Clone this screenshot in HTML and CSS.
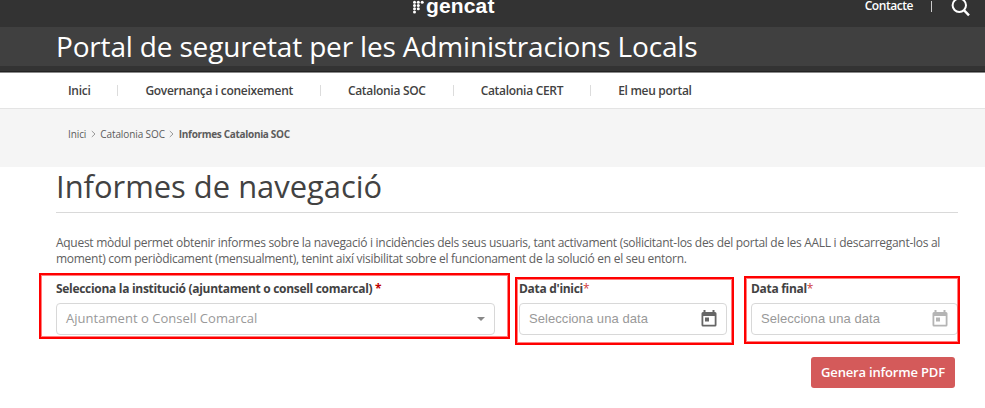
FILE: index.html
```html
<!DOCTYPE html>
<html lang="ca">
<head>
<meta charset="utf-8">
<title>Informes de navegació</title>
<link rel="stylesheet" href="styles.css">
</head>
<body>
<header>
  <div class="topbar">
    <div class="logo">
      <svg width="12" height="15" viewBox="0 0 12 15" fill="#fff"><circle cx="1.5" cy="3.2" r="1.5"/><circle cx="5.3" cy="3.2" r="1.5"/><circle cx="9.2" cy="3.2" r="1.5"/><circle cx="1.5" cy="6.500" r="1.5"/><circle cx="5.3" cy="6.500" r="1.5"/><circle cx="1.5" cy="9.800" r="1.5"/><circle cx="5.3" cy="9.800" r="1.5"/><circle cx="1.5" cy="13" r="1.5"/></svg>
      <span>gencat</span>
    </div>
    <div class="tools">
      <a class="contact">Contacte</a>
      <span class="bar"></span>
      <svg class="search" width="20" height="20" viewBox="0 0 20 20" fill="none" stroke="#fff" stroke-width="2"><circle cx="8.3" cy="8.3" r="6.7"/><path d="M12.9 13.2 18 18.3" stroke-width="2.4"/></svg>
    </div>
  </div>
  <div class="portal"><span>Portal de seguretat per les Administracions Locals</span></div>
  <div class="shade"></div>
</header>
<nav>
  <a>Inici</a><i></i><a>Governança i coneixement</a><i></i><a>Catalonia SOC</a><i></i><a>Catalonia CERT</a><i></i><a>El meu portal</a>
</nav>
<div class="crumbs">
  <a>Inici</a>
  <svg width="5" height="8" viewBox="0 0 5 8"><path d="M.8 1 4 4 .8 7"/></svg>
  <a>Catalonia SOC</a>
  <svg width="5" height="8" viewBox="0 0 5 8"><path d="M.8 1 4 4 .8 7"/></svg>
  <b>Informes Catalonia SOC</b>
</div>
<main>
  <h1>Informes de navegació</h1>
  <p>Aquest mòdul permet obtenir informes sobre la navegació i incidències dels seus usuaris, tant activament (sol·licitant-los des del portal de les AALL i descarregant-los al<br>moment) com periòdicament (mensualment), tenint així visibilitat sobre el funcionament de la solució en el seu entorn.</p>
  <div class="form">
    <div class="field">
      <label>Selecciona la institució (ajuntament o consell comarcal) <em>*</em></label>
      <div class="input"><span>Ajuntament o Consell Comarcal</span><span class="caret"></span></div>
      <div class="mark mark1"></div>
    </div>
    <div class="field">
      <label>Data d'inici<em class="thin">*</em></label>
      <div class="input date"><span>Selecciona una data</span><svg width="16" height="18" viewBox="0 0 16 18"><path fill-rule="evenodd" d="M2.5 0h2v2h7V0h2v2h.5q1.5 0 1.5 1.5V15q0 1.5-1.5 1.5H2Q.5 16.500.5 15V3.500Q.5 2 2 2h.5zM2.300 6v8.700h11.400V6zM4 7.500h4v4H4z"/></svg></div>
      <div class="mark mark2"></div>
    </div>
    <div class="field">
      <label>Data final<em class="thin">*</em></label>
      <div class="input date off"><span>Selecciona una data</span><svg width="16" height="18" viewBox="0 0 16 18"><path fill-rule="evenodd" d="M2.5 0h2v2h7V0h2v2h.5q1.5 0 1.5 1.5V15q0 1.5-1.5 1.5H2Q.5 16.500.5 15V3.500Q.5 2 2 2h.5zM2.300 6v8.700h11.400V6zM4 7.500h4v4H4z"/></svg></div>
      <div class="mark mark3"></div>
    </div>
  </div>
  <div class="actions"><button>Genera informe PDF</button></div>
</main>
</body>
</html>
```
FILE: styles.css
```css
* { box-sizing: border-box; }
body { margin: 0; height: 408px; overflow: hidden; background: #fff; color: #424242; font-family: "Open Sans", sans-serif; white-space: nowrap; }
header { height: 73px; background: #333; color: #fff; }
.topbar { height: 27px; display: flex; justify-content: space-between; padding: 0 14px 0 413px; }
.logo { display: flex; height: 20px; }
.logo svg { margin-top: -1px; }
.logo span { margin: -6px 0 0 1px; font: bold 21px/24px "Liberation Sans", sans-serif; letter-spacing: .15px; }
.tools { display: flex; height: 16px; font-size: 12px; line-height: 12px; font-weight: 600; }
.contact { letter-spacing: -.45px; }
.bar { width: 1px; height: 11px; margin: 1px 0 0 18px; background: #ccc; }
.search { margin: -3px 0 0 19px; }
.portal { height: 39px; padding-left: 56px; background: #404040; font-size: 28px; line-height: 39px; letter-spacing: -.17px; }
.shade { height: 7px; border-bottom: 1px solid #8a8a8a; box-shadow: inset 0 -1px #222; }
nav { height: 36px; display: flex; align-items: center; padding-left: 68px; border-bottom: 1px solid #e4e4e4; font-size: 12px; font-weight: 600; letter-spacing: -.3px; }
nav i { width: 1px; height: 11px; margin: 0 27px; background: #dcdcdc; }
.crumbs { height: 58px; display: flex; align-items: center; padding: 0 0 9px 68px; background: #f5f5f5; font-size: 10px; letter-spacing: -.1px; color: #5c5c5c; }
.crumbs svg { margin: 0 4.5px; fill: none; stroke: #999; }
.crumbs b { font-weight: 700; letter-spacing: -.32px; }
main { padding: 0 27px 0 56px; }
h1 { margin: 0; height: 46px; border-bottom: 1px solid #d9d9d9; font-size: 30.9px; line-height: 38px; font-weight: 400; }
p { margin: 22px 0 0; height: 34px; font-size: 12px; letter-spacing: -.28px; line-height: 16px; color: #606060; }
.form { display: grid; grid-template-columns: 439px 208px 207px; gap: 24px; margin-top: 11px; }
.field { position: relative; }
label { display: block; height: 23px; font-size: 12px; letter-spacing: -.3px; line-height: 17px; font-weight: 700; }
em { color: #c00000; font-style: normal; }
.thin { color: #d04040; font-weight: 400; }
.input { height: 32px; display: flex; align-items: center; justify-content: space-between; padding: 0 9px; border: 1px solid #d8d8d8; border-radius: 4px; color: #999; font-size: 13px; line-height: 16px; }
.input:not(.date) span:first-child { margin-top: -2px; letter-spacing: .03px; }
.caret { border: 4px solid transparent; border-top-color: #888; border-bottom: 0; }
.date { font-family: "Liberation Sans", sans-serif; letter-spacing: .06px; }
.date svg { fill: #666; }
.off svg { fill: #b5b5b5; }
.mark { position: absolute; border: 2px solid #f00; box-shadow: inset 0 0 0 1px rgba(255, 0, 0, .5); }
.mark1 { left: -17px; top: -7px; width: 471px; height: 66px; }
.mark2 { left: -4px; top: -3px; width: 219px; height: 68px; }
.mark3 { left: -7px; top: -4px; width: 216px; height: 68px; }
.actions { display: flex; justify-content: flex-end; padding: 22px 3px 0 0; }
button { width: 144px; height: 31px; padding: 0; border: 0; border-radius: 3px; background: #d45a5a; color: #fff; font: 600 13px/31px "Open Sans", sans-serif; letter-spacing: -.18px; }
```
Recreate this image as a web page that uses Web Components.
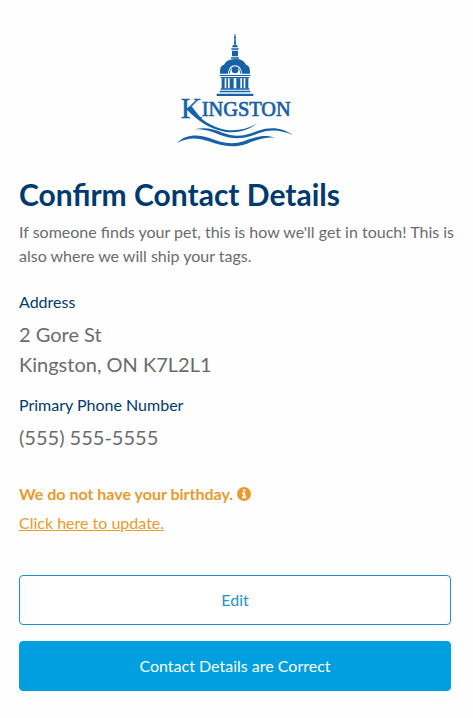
------------------------
→ GOAL
Output the entries above exactly. Drop the pictures.

→ RESPONSE BELOW
Clone this screenshot in HTML and CSS.
FILE: index.html
```html
<!DOCTYPE html>
<html lang="ca">
<head>
<meta charset="utf-8">
<title>Informes de navegació</title>
<link rel="stylesheet" href="styles.css">
</head>
<body>
<header>
  <div class="topbar">
    <div class="logo">
      <svg width="12" height="15" viewBox="0 0 12 15" fill="#fff"><circle cx="1.5" cy="3.2" r="1.5"/><circle cx="5.3" cy="3.2" r="1.5"/><circle cx="9.2" cy="3.2" r="1.5"/><circle cx="1.5" cy="6.500" r="1.5"/><circle cx="5.3" cy="6.500" r="1.5"/><circle cx="1.5" cy="9.800" r="1.5"/><circle cx="5.3" cy="9.800" r="1.5"/><circle cx="1.5" cy="13" r="1.5"/></svg>
      <span>gencat</span>
    </div>
    <div class="tools">
      <a class="contact">Contacte</a>
      <span class="bar"></span>
      <svg class="search" width="20" height="20" viewBox="0 0 20 20" fill="none" stroke="#fff" stroke-width="2"><circle cx="8.3" cy="8.3" r="6.7"/><path d="M12.9 13.2 18 18.3" stroke-width="2.4"/></svg>
    </div>
  </div>
  <div class="portal"><span>Portal de seguretat per les Administracions Locals</span></div>
  <div class="shade"></div>
</header>
<nav>
  <a>Inici</a><i></i><a>Governança i coneixement</a><i></i><a>Catalonia SOC</a><i></i><a>Catalonia CERT</a><i></i><a>El meu portal</a>
</nav>
<div class="crumbs">
  <a>Inici</a>
  <svg width="5" height="8" viewBox="0 0 5 8"><path d="M.8 1 4 4 .8 7"/></svg>
  <a>Catalonia SOC</a>
  <svg width="5" height="8" viewBox="0 0 5 8"><path d="M.8 1 4 4 .8 7"/></svg>
  <b>Informes Catalonia SOC</b>
</div>
<main>
  <h1>Informes de navegació</h1>
  <p>Aquest mòdul permet obtenir informes sobre la navegació i incidències dels seus usuaris, tant activament (sol·licitant-los des del portal de les AALL i descarregant-los al<br>moment) com periòdicament (mensualment), tenint així visibilitat sobre el funcionament de la solució en el seu entorn.</p>
  <div class="form">
    <div class="field">
      <label>Selecciona la institució (ajuntament o consell comarcal) <em>*</em></label>
      <div class="input"><span>Ajuntament o Consell Comarcal</span><span class="caret"></span></div>
      <div class="mark mark1"></div>
    </div>
    <div class="field">
      <label>Data d'inici<em class="thin">*</em></label>
      <div class="input date"><span>Selecciona una data</span><svg width="16" height="18" viewBox="0 0 16 18"><path fill-rule="evenodd" d="M2.5 0h2v2h7V0h2v2h.5q1.5 0 1.5 1.5V15q0 1.5-1.5 1.5H2Q.5 16.500.5 15V3.500Q.5 2 2 2h.5zM2.300 6v8.700h11.400V6zM4 7.500h4v4H4z"/></svg></div>
      <div class="mark mark2"></div>
    </div>
    <div class="field">
      <label>Data final<em class="thin">*</em></label>
      <div class="input date off"><span>Selecciona una data</span><svg width="16" height="18" viewBox="0 0 16 18"><path fill-rule="evenodd" d="M2.5 0h2v2h7V0h2v2h.5q1.5 0 1.5 1.5V15q0 1.5-1.5 1.5H2Q.5 16.500.5 15V3.500Q.5 2 2 2h.5zM2.300 6v8.700h11.400V6zM4 7.500h4v4H4z"/></svg></div>
      <div class="mark mark3"></div>
    </div>
  </div>
  <div class="actions"><button>Genera informe PDF</button></div>
</main>
</body>
</html>
```
FILE: styles.css
```css
* { box-sizing: border-box; }
body { margin: 0; height: 408px; overflow: hidden; background: #fff; color: #424242; font-family: "Open Sans", sans-serif; white-space: nowrap; }
header { height: 73px; background: #333; color: #fff; }
.topbar { height: 27px; display: flex; justify-content: space-between; padding: 0 14px 0 413px; }
.logo { display: flex; height: 20px; }
.logo svg { margin-top: -1px; }
.logo span { margin: -6px 0 0 1px; font: bold 21px/24px "Liberation Sans", sans-serif; letter-spacing: .15px; }
.tools { display: flex; height: 16px; font-size: 12px; line-height: 12px; font-weight: 600; }
.contact { letter-spacing: -.45px; }
.bar { width: 1px; height: 11px; margin: 1px 0 0 18px; background: #ccc; }
.search { margin: -3px 0 0 19px; }
.portal { height: 39px; padding-left: 56px; background: #404040; font-size: 28px; line-height: 39px; letter-spacing: -.17px; }
.shade { height: 7px; border-bottom: 1px solid #8a8a8a; box-shadow: inset 0 -1px #222; }
nav { height: 36px; display: flex; align-items: center; padding-left: 68px; border-bottom: 1px solid #e4e4e4; font-size: 12px; font-weight: 600; letter-spacing: -.3px; }
nav i { width: 1px; height: 11px; margin: 0 27px; background: #dcdcdc; }
.crumbs { height: 58px; display: flex; align-items: center; padding: 0 0 9px 68px; background: #f5f5f5; font-size: 10px; letter-spacing: -.1px; color: #5c5c5c; }
.crumbs svg { margin: 0 4.5px; fill: none; stroke: #999; }
.crumbs b { font-weight: 700; letter-spacing: -.32px; }
main { padding: 0 27px 0 56px; }
h1 { margin: 0; height: 46px; border-bottom: 1px solid #d9d9d9; font-size: 30.9px; line-height: 38px; font-weight: 400; }
p { margin: 22px 0 0; height: 34px; font-size: 12px; letter-spacing: -.28px; line-height: 16px; color: #606060; }
.form { display: grid; grid-template-columns: 439px 208px 207px; gap: 24px; margin-top: 11px; }
.field { position: relative; }
label { display: block; height: 23px; font-size: 12px; letter-spacing: -.3px; line-height: 17px; font-weight: 700; }
em { color: #c00000; font-style: normal; }
.thin { color: #d04040; font-weight: 400; }
.input { height: 32px; display: flex; align-items: center; justify-content: space-between; padding: 0 9px; border: 1px solid #d8d8d8; border-radius: 4px; color: #999; font-size: 13px; line-height: 16px; }
.input:not(.date) span:first-child { margin-top: -2px; letter-spacing: .03px; }
.caret { border: 4px solid transparent; border-top-color: #888; border-bottom: 0; }
.date { font-family: "Liberation Sans", sans-serif; letter-spacing: .06px; }
.date svg { fill: #666; }
.off svg { fill: #b5b5b5; }
.mark { position: absolute; border: 2px solid #f00; box-shadow: inset 0 0 0 1px rgba(255, 0, 0, .5); }
.mark1 { left: -17px; top: -7px; width: 471px; height: 66px; }
.mark2 { left: -4px; top: -3px; width: 219px; height: 68px; }
.mark3 { left: -7px; top: -4px; width: 216px; height: 68px; }
.actions { display: flex; justify-content: flex-end; padding: 22px 3px 0 0; }
button { width: 144px; height: 31px; padding: 0; border: 0; border-radius: 3px; background: #d45a5a; color: #fff; font: 600 13px/31px "Open Sans", sans-serif; letter-spacing: -.18px; }
```
Recreate this image as a web page that uses Web Components.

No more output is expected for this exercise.